Several investor relations professionals speak of the instinctive friction between the companies’ public relations department and the financial and legal side. They say it can be a constant battle to get the CFO or legal advisors to retell the stories in plain English, or even to let them post the documents on the web site.

‘We would have to get the controllers, treasurer and CFO to sit down with us and explain what all those changes mean, and how to communicate them,’ says McGuire, who ran investor relations for Compaq Computer until it merged with Hewlett-Packard this year. ‘I could take a 15-page document and get it down to one page.’

Don Eagon, who is also the vice president of global communications and investor relations for Ohio-based Diebold, says his company has for some time put out a one-page summary of the MD&A as well as the document itself, as ‘a further distillation of the information.’ However he says it began as a fractious effort to coordinate with the company’s financial side.

‘You are really making drastic changes in several overlapping professions. Accountants and finance people are ingrained in accounting procedure and FASB and Gaap,’ Eagon says. ‘But as an IR person, as a communicator, it’s my responsibility to translate that.’ He notes Enron’s meltdown has hastened the accounting side’s embrace of public disclosure.

‘The companies that make the changes and meet the new standards for rules are those that really will come out ahead as far as the Street is concerned,’ says Eagon. ‘Can you imagine the company whose president refuses to agree to SEC certification? Fighting that is like fighting apple pie.’

Keep it simple

Many IROs say that once management is on board, the trickiest part of the web site is designing for the casual investor.

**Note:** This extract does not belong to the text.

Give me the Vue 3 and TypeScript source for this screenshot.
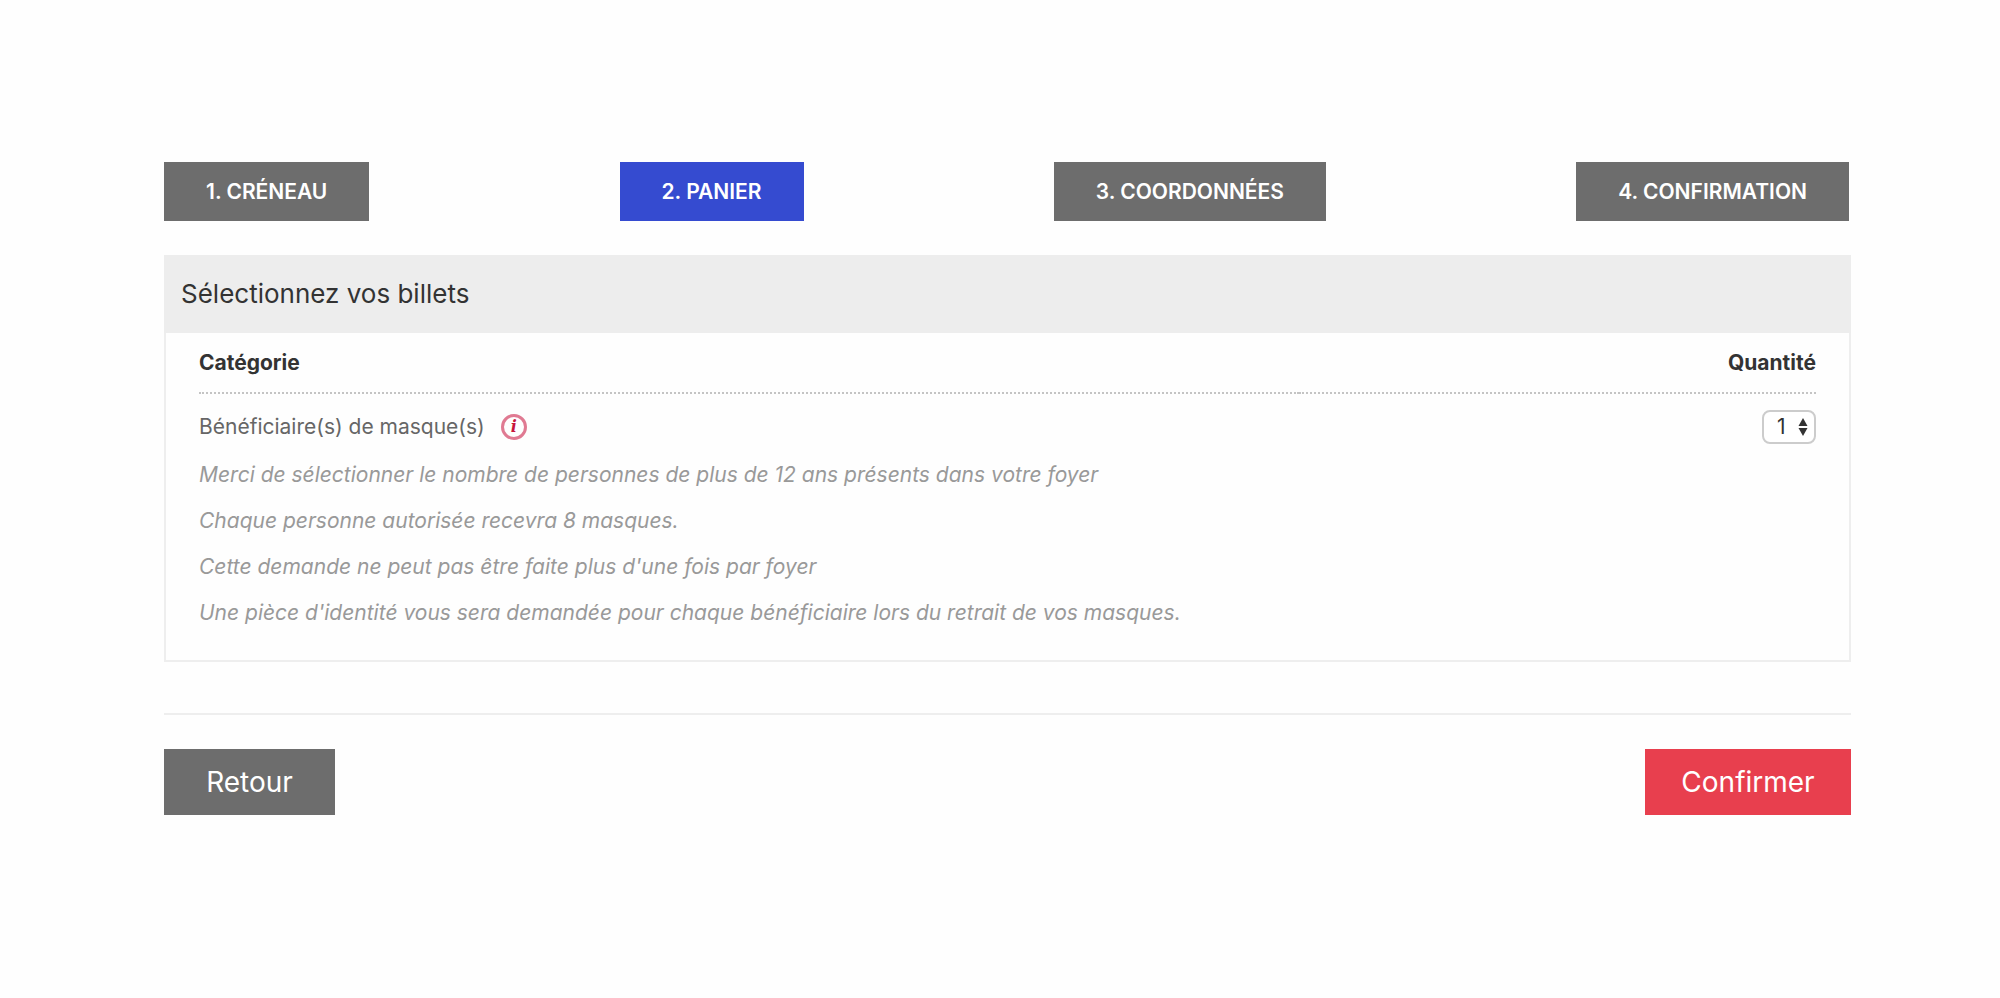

It’s easy to post the SEC filings, but it’s a lot harder to translate them into the kind of language that a lay reader can appreciate.

McGuire says that when she was running Compaq’s investor relations department, she would test-drive their newly redesigned web site ‘and if it wasn’t easy or natural, I’d make them do it over.’

A consumer-oriented company with a high profile, Compaq had an IR team that instinctively knew it had to communicate with people who don’t have MBAs. ‘The site had to be friendly,’ explains McGuire, who still mentors young Niri members. ‘You start with the investor base and you provide as much information as you possibly can, and provide it in a variety of forms that allow you to deliver it with as much interest as the reader has.’ She says people ‘love the USA Today approach,’ and only want their information in concentrated doses.

Proactive IROs know you can’t really fight the trend. Niri has long counseled exceeding the minimum disclosure rules as a simple matter of good business practice. That policy is especially important now.

Anna Gralinska of Cendant says that companies have a responsibility to turn information into knowledge. But she notes that full disclosure, translated for a novice or newcomer, can also be an opportunity. ‘Cendant has an obligation to issue all material information and we can present that to the investing public while valuing the company in a way that we believe is the most effective. But that is only one way of looking at the company.’

Corporations that are unusually diversified may consider applying the two-tier approach to other aspects of their investor relations pages as well, she advises. ‘For us, two-tier disclosure is not just about the [sophistication level] but the interest, as well. Some people want corporate information, others only cover the hospitality sector and some are more interested in real estate. For us, two-tier means not only a variety of investors, but also a variety of specializations.’